'N' and 'D' not working as expected with sed

Question

sed 'N; D' testfile

testfile contains:

this is the first line
this is the second line
this is the third line
this is the fourth line

I am using RHEL 6 and the output comes as:

this is the fourth line

As per my understanding, N just pulls in the next line into the pattern space and D deletes just the first line of the pattern space. Therefore, the output should have been:

this is the second line
this is the fourth line

Can someone please explain why the output is coming as mentioned above?

Answer 1

As already shown using D will move to the beginning of program. You can however use the following to print even lines:

sed -n 'n;p'

and to print odds:

sed 'n;d'

In GNU sed you can also use:

sed '0~2!d' # Odd
sed '1~2!d' # Even

An alternative can be something like:

N;s/^[^\n]*\n//

which will read the next line into the pattern space and then substitute the first away.

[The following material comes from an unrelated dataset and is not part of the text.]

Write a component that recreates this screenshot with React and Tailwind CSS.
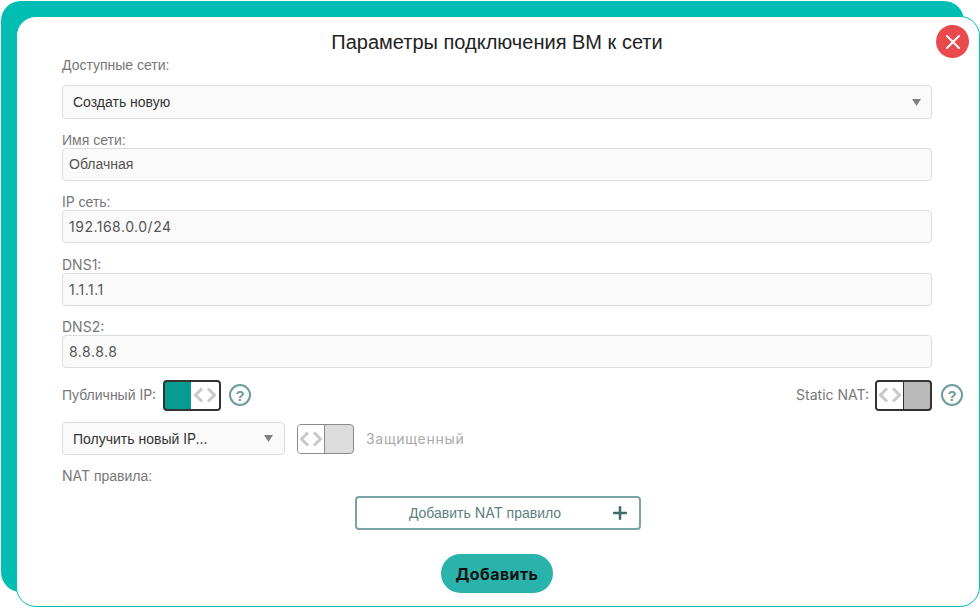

One might ask why this is the behavior. One reason is to make things like this possible, working with multiply lines in the pattern space:

$!N;/\npattern$/d;P;D

The above will delete lines matching pattern as well as the line before.

Answer 2

According to the documentation:

D

If pattern space contains no newline, start a normal new cycle as if the d command was issued. Otherwise, delete text in the pattern space up to the first newline, and restart cycle with the resultant pattern space, without reading a new line of input.

(Emphasis mine.)

It sounds like this would restart your sed program from the beginning, reading and deleting lines until it runs out of input, at which point only the last line is left in the buffer.